Most recently, the first IL-9-deficient mice were reported as being healthy with no overall development abnormalities or phenotype [51]. Naive cytokine profiles, TH1 and TH2 cell development, and generation of naive or antigen-specific antibody responses were all normal in IL-9-deficient mice. Using a primary pulmonary granulomatous model induced by Schistosoma mansoni eggs, the authors demonstrated a transient reduction in mucus production and lung mast cell numbers in the IL-9-deficient mice, indicating a fundamental role of IL-9 in the rapid and robust pulmonary mucus production and mastocytosis in response to lung challenge. Otherwise, IL-9-deficient mice developed normal granulomas with eosinophilia.
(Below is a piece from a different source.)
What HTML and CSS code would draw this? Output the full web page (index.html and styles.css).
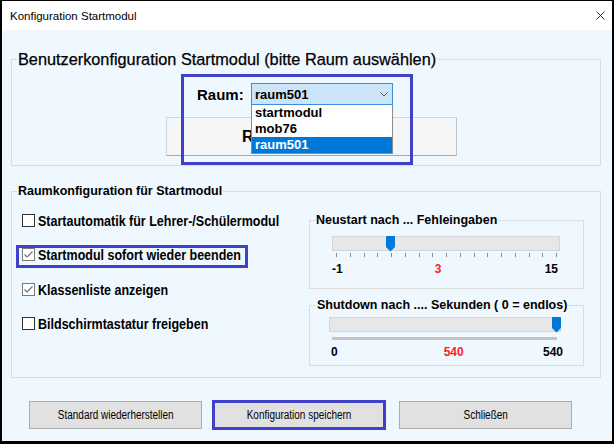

Lymph nodes from IL-9-deficient mice expressed normal levels of IL-4, IL-5, and IL-13. In addition, the requirement for IL-9 in the expulsion of the intestinal parasitic nematode Nippostrongylus brasiliensis, as previously suggested in the IL-9 transgenic mice, was completely compensated for by increased expression of IL-4 and IL-5 [51]. However, in marked contrast to the specific reduction in goblet cell and mast cell responses observed in IL-9-deficient mice in the pulmonary granulomatous model, IL-13-deficient mice developed a global downregulation of the TH2 response with smaller granulomas around S. mansoni eggs, a reduction in lung eosinophilia, and reduced IL-4, IL-5, and IL-9 productions from cultured lymph nodes [51], indicating a role for IL-13 as a general enhancing factor on TH2 response.

Conclusion

IL-9 was first suggested as an asthma candidate gene by unbiased genetic mapping studies on AHR and linkage homology in both humans and mice. Cell biology in vitro has shown that IL-9 is an important growth factor and stimulator of numerous cell types important in the pathogenesis of asthma. Mice overexpressing IL-9 and neutralizing antibodies further demonstrate a crucial role for IL-9 in the development of the allergic asthmatic response. Importantly, increased lung IL-9 expression in mice and humans is tightly and specifically associated with asthma and its risk factors; decreased IL-9 is protective from antigen challenge. IL-9-deficient animals, including naturally occurring mutants and transgenic knockout mice, are healthy, suggesting that IL-9 therapeutic intervention will be well tolerated. Thus, IL-9 seems to be both necessary and sufficient to produce the TH2 response in vivo and is an important therapeutic target for allergic asthma.

Abbreviations

AHR = airway hyperresponsiveness; BAL = bronchoalveolar lavage; IL = interleukin; rIL-9 = recombinant mouse IL-9; TH2 = T helper type 2.